Swadesh Roy (born 5 June 1961) is a Bangladeshi journalist. He was awarded Ekushey Padak in 2017 by the Government of Bangladesh in the journalism category. He has over 22 books published, some of which include Muniar Chok, Chibuk Paharer Shada Murti, Mousumi Bou, and Meghnar Buke Lata. His most recent book is Ma Shukhtara Dhekten. He is also a political analyst.

==Education and career==
Roy passed the SSC from Paikgachha High School in 1977 and the HSC from Bagerhat PC College in 1981. He completed his bachelor's in management from the University of Dhaka.
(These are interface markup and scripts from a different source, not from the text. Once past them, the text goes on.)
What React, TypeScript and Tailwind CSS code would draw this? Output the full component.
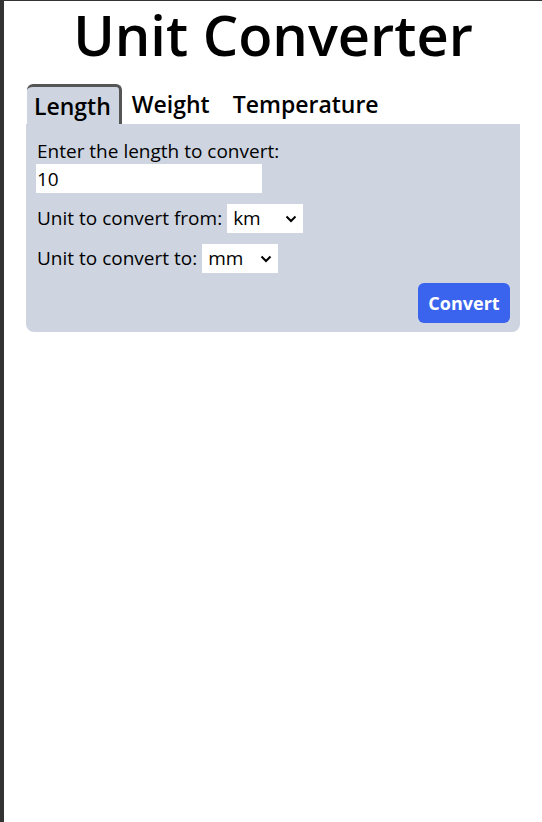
import { useState } from 'react';

const TABS = ['Length', 'Weight', 'Temperature'];
const UNITS = ['km', 'm', 'cm', 'mm'];

function UnitSelect({ value, onChange }: { value: string; onChange: (v: string) => void }): React.ReactElement {
  return (
    <span className="relative inline-block">
      <select
        value={value}
        onChange={(e) => onChange(e.target.value)}
        className="h-[29px] w-[76px] appearance-none bg-white pl-[6px] text-[19px] text-black outline-none"
      >
        {UNITS.map((u) => (
          <option key={u} value={u}>
            {u}
          </option>
        ))}
      </select>
      <svg
        className="pointer-events-none absolute right-[6px] top-[11px]"
        width="12"
        height="8"
        viewBox="0 0 12 8"
        fill="none"
        stroke="black"
        strokeWidth="2"
      >
        <path d="M1.5 1.5 L6 6 L10.5 1.5" />
      </svg>
    </span>
  );
}

export default function App(): React.ReactElement {
  const [tab, setTab] = useState('Length');
  const [amount, setAmount] = useState('10');
  const [from, setFrom] = useState('km');
  const [to, setTo] = useState('mm');

  return (
    <div
      className="min-h-[822px] border-l-4 border-t border-[#333333] bg-white text-black"
      style={{ fontFamily: '"Open Sans", "Noto Sans", sans-serif' }}
    >
      <h1 className="pt-[1px] text-center text-[56px] font-semibold leading-[64px]">Unit Converter</h1>
      <div className="mx-[22px] mt-[18px]">
        <div className="flex items-end gap-[3px] pl-[1px]">
          {TABS.map((t) => (
            <button
              key={t}
              onClick={() => setTab(t)}
              className={
                t === tab
                  ? 'h-[40px] rounded-t-[6px] border-r-[3px] border-t-[3px] border-[#555555] bg-[#ced5e1] pl-[7px] pr-[8px] text-[23px] font-semibold leading-[34px]'
                  : 'h-[40px] px-[7px] text-[23px] font-semibold leading-[40px] last:ml-[6px]'
              }
            >
              {t}
            </button>
          ))}
        </div>
        <div className="flex flex-col rounded-b-[8px] bg-[#ced5e1] px-[10px] pb-[9px] pt-[14px] text-[19px]">
          <label className="pl-[1px] leading-[26px]">Enter the {tab.toLowerCase()} to convert:</label>
          <input
            value={amount}
            onChange={(e) => setAmount(e.target.value)}
            className="h-[29px] w-[226px] bg-white px-[1px] text-[19px] outline-none"
          />
          <div className="mt-[11px] flex items-center gap-[5px] pl-[1px]">
            <span>Unit to convert from:</span>
            <UnitSelect value={from} onChange={setFrom} />
          </div>
          <div className="mt-[11px] flex items-center gap-[5px] pl-[1px]">
            <span>Unit to convert to:</span>
            <UnitSelect value={to} onChange={setTo} />
          </div>
          <div className="mt-[10px] flex justify-end">
            <button className="h-[40px] w-[92px] rounded-[6px] bg-[#3a63ee] text-[18px] font-bold text-white">
              Convert
            </button>
          </div>
        </div>
      </div>
    </div>
  );
}
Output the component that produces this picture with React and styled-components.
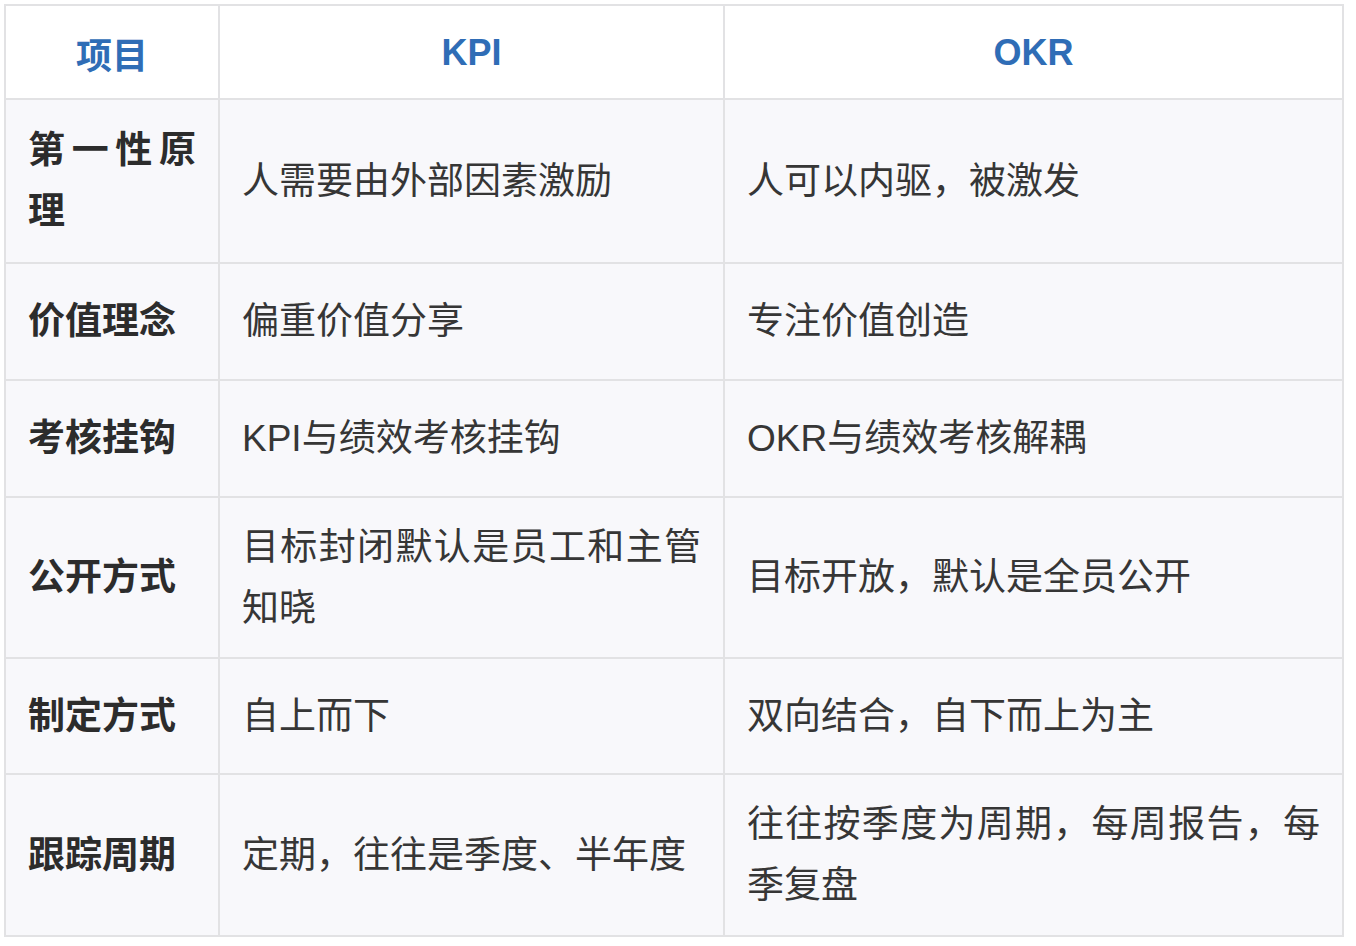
import React from 'react'
import styled, { createGlobalStyle } from 'styled-components'

const GlobalStyle = createGlobalStyle`
    body {
        margin: 0;
        background: #ffffff;
        font-family: "Liberation Sans", "Noto Sans CJK SC", sans-serif;
    }
`

const rows = [
    { item: '第一性原理', kpi: '人需要由外部因素激励', okr: '人可以内驱，被激发', height: 164 },
    { item: '价值理念', kpi: '偏重价值分享', okr: '专注价值创造', height: 117 },
    { item: '考核挂钩', kpi: 'KPI与绩效考核挂钩', okr: 'OKR与绩效考核解耦', height: 117 },
    { item: '公开方式', kpi: '目标封闭默认是员工和主管知晓', okr: '目标开放，默认是全员公开', height: 161 },
    { item: '制定方式', kpi: '自上而下', okr: '双向结合，自下而上为主', height: 116 },
    { item: '跟踪周期', kpi: '定期，往往是季度、半年度', okr: '往往按季度为周期，每周报告，每季复盘', height: 162 },
]

const App = () => {
    return (
        <Page>
            <GlobalStyle />
            <Table>
                <colgroup>
                    <col style={{ width: 214 }} />
                    <col style={{ width: 505 }} />
                    <col style={{ width: 619 }} />
                </colgroup>
                <thead>
                    <HeadRow>
                        <HeadCell>项目</HeadCell>
                        <HeadCell>KPI</HeadCell>
                        <HeadCell>OKR</HeadCell>
                    </HeadRow>
                </thead>
                <tbody>
                    {rows.map(row => (
                        <BodyRow key={row.item} h={row.height}>
                            <Cell bold>{row.item}</Cell>
                            <Cell>{row.kpi}</Cell>
                            <Cell>{row.okr}</Cell>
                        </BodyRow>
                    ))}
                </tbody>
            </Table>
        </Page>
    )
}

export default App

const Page = styled.div`
    padding: 4px;
    width: 1338px;
`

const Table = styled.table`
    width: 1338px;
    table-layout: fixed;
    border-collapse: collapse;
    border: 2px solid #e2e2e4;
    font-family: "Liberation Sans", "Noto Sans CJK SC", sans-serif;
`

const HeadRow = styled.tr`
    height: 94px;
    background: #ffffff;
`

const HeadCell = styled.th`
    border: 2px solid #e2e2e4;
    padding: 2px 22px 0;
    font-size: 36px;
    font-weight: 700;
    color: #2f6db6;
    text-align: center;
    vertical-align: middle;
`

const BodyRow = styled.tr`
    height: ${props => props.h}px;
    background: #f8f8fb;
`

const Cell = styled.td`
    border: 2px solid #e2e2e4;
    padding: 0 22px;
    font-size: 37px;
    line-height: 61px;
    font-weight: ${props => props.bold ? 700 : 400};
    color: ${props => props.bold ? '#2c2c2c' : '#363636'};
    text-align: justify;
    vertical-align: middle;
`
Roy was the executive editor of Janakantha.

He is the editor of NewsBangla24.com.

===Court case===

On July 16, 2015, Roy wrote an article "Saka Paribarer Totporota! Palabar Path Kome Gechhe" (tr: "Lobbying by Salauddin Quader's family! Escape route got narrowed"). The article mentioned that a member of the Supreme Court bench, the Chief Justice was involved in hearing the appeal of Salauddin Quader Chowdhury had met with the convict's family members. The contempt was challenged by Roy, who provided evidence for his case, in which the Chief Justice admitted to be involved. Furthermore, the Ganajagaran Mancha spokesperson had announced continuous demonstrations at Shahbagh, ahead of the verdict day, to make sure ‘no conspiracy’ reduces or overturns justice. However, the apex court issued a contempt rule against Roy and the publisher Atiqullah Khan Masud. On August 14, 2015, they were sentenced to confinement in the courtroom for three hours and fined Tk 10,000.

==Personal life==
Roy is married to Chitra Roy, a Supreme Court lawyer.